The Legislature adjourned the second special session of 2020 early this morning without passing a bonding bill.

Just last week there appeared to be a glimmer of hope that the Legislature might pass a bonding bill. On July 14, the House Ways and Means Committee advanced a $1.35 billion bill, Special Session HF 3, that contained funding for many CGMC priorities (such as water infrastructure and local roads and bridges) and several individual projects for CGMC member cities. The full House then took the bill up for a vote last night, but it did not pass. Although all members of the DFL majority voted for the bill, a bonding bill requires votes from three-fifths of each body. At least six Republicans would have had to join the Democrats for the bill to pass, but all House members stuck to their party lines.

The major factor that doomed the bill was continuing disagreement between House Minority Leader Kurt Daudt (R-Crown) and both Gov. Walz and the DFL House majority. In the days leading up to Monday’s vote, Rep. Daudt repeatedly said that he and his GOP colleagues in the House would not vote for a bonding bill due to concerns about the Governor’s continuing peacetime emergency powers. Although many had hoped that these differences could be ironed out, Rep. Daudt announced early Monday morning that his caucus would not vote for a bonding bill. He also pointed to several items in the bill, including rail and transit projects, as non-starters for his caucus. After that announcement, any momentum for passing a bonding bill this special session sputtered out.  

Throughout the day on Monday, the Governor and key legislative leaders negotiated behind closed doors, but it appears that police reform was the main focus of those discussions.
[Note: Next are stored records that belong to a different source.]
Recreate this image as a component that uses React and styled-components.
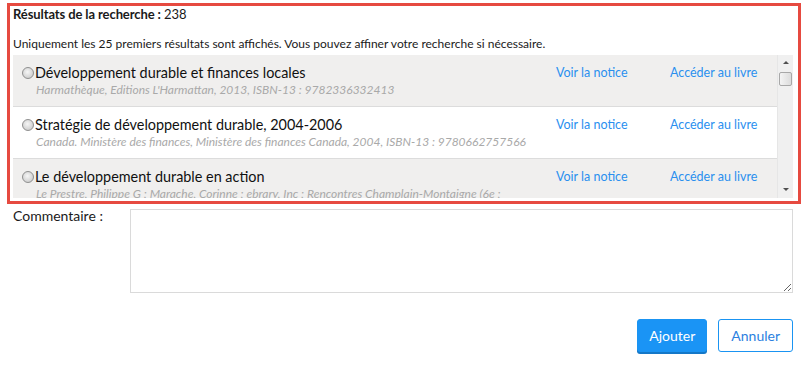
import React from "react";
import styled, { createGlobalStyle } from "styled-components";

const Global = createGlobalStyle`
  html, body { margin: 0; padding: 0; background: #fff; }
  body { font-family: Lato, "Open Sans", sans-serif; color: #1a1a1a; }
`;

const Page = styled.div`
  width: 805px;
  height: 365px;
  box-sizing: border-box;
  padding: 3px 4px 0 7px;
  display: flex;
  flex-direction: column;
`;

const Panel = styled.section`
  border: 3px solid #e64a40;
  padding: 0 5px 3px 3px;
  display: flex;
  flex-direction: column;
`;

const Title = styled.div`
  font-size: 13px;
  letter-spacing: -0.1px;
  line-height: 16px;
  b { font-weight: 700; }
`;

const Info = styled.div`
  font-size: 12px;
  line-height: 16px;
  margin-top: 14px;
`;

const ListBox = styled.div`
  margin-top: 3px;
  height: 143px;
  display: flex;
  overflow: hidden;
`;

const Rows = styled.div`
  flex: 1;
  overflow: hidden;
`;

const Row = styled.div`
  height: 52px;
  box-sizing: border-box;
  border-bottom: 1px solid #dcdcdc;
  background: ${(p) => (p.$alt ? "#f0efee" : "#fff")};
  display: grid;
  grid-template-columns: 1fr 114px 107px;
  align-items: start;
  padding-left: 9px;
  padding-top: 9px;
`;

const Main = styled.div`
  display: flex;
  flex-direction: column;
  min-width: 0;
`;

const TitleLine = styled.label`
  display: flex;
  align-items: center;
  font-size: 14.4px;
  line-height: 18px;
  color: #111;
`;

const Radio = styled.span`
  width: 12px;
  height: 12px;
  border-radius: 50%;
  border: 1px solid #8f8f8f;
  background: radial-gradient(circle at 45% 40%, #f6f6f6, #cfcfcf 75%);
  box-sizing: border-box;
  margin-right: 1px;
  flex: none;
`;

const Sub = styled.div`
  font-size: 12px;
  line-height: 15px;
  font-style: italic;
  color: #a9a9a9;
  padding-left: 14px;
  white-space: nowrap;
  overflow: hidden;
`;

const LinkCell = styled.a`
  font-size: 12.5px;
  line-height: 18px;
  color: #2a8fef;
  text-decoration: none;
  white-space: nowrap;
`;

const Scrollbar = styled.div`
  width: 16px;
  background: #f0f0f0;
  border-left: 1px solid #e6e6e6;
  display: flex;
  flex-direction: column;
  align-items: center;
  justify-content: space-between;
  padding: 6px 0 7px;
  box-sizing: border-box;
  position: relative;
`;

const Arrow = styled.span`
  width: 0;
  height: 0;
  border-left: 3px solid transparent;
  border-right: 3px solid transparent;
  ${(p) =>
    p.$down ? "border-top: 3px solid #505050;" : "border-bottom: 3px solid #505050;"}
`;

const Thumb = styled.span`
  position: absolute;
  top: 17px;
  left: 1px;
  width: 13px;
  height: 14px;
  box-sizing: border-box;
  border: 1px solid #a8a8a8;
  border-radius: 2px;
  background: linear-gradient(to right, #f4f4f4, #dcdcdc);
`;

const CommentRow = styled.div`
  display: flex;
  margin-top: 5px;
`;

const CommentLabel = styled.label`
  width: 117px;
  padding-left: 6px;
  font-size: 14px;
  line-height: 14px;
  flex: none;
`;

const TextArea = styled.textarea`
  flex: 1;
  height: 84px;
  box-sizing: border-box;
  border: 1px solid #dadada;
  margin: 0 8px 0 0;
  font-family: inherit;
  resize: vertical;
  outline: none;
`;

const Actions = styled.div`
  display: flex;
  justify-content: flex-end;
  gap: 11px;
  margin-top: 26px;
  padding-right: 8px;
`;

const Button = styled.button`
  height: 33px;
  padding: 0 ${(p) => (p.$primary ? "11px" : "12px")};
  border-radius: 3px;
  font-family: inherit;
  font-size: 14px;
  border: 1px solid #1a94f2;
  background: ${(p) => (p.$primary ? "#1a94f5" : "#fff")};
  color: ${(p) => (p.$primary ? "#fff" : "#2c7fe0")};
  box-shadow: ${(p) => (p.$primary ? "0 2px 0 #1478c8" : "none")};
  cursor: pointer;
`;

const results = [
  {
    title: "Développement durable et finances locales",
    sub: "Harmathèque, Editions L'Harmattan, 2013, ISBN-13 : 9782336332413",
  },
  {
    title: "Stratégie de développement durable, 2004-2006",
    sub: "Canada. Ministère des finances, Ministère des finances Canada, 2004, ISBN-13 : 9780662757566",
  },
  {
    title: "Le développement durable en action",
    sub: "Le Prestre, Philippe G ; Marache, Corinne ; ebrary, Inc ; Rencontres Champlain-Montaigne (6e ;",
  },
];

export default function App() {
  return (
    <Page>
      <Global />
      <Panel>
        <Title>
          <b>Résultats de la recherche :</b> 238
        </Title>
        <Info>
          Uniquement les 25 premiers résultats sont affichés. Vous pouvez affiner votre recherche si nécessaire.
        </Info>
        <ListBox>
          <Rows>
            {results.map((r, i) => (
              <Row key={i} $alt={i % 2 === 0}>
                <Main>
                  <TitleLine>
                    <Radio />
                    {r.title}
                  </TitleLine>
                  <Sub>{r.sub}</Sub>
                </Main>
                <LinkCell href="#">Voir la notice</LinkCell>
                <LinkCell href="#">Accéder au livre</LinkCell>
              </Row>
            ))}
          </Rows>
          <Scrollbar>
            <Arrow />
            <Thumb />
            <Arrow $down />
          </Scrollbar>
        </ListBox>
      </Panel>
      <CommentRow>
        <CommentLabel>Commentaire :</CommentLabel>
        <TextArea />
      </CommentRow>
      <Actions>
        <Button $primary>Ajouter</Button>
        <Button>Annuler</Button>
      </Actions>
    </Page>
  );
}
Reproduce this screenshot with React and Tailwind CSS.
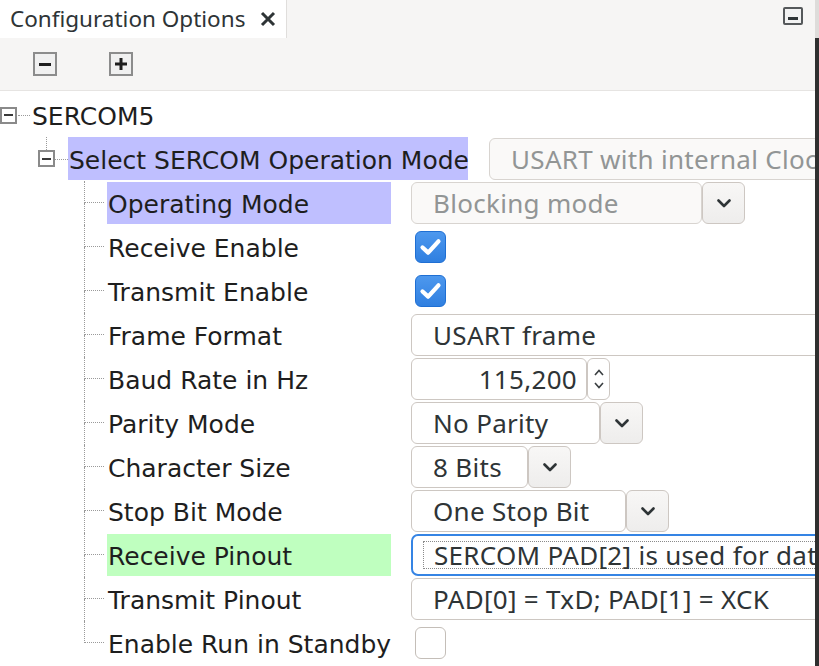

The House finally came back into session close to 10 p.m. and took up the bonding bill after midnight. Without any Republican votes, the bill failed. The special session adjourned shortly thereafter.

Although Rep. Daudt has raised the possibility that a bonding bill could get done in August, Senate Majority Leader Paul Gazelka (R-East Gull Lake) has suggested that is unlikely because it is getting close to the November election.

The CGMC is continuing to explore what additional steps can be taken to break this logjam and move forward with a bonding bill.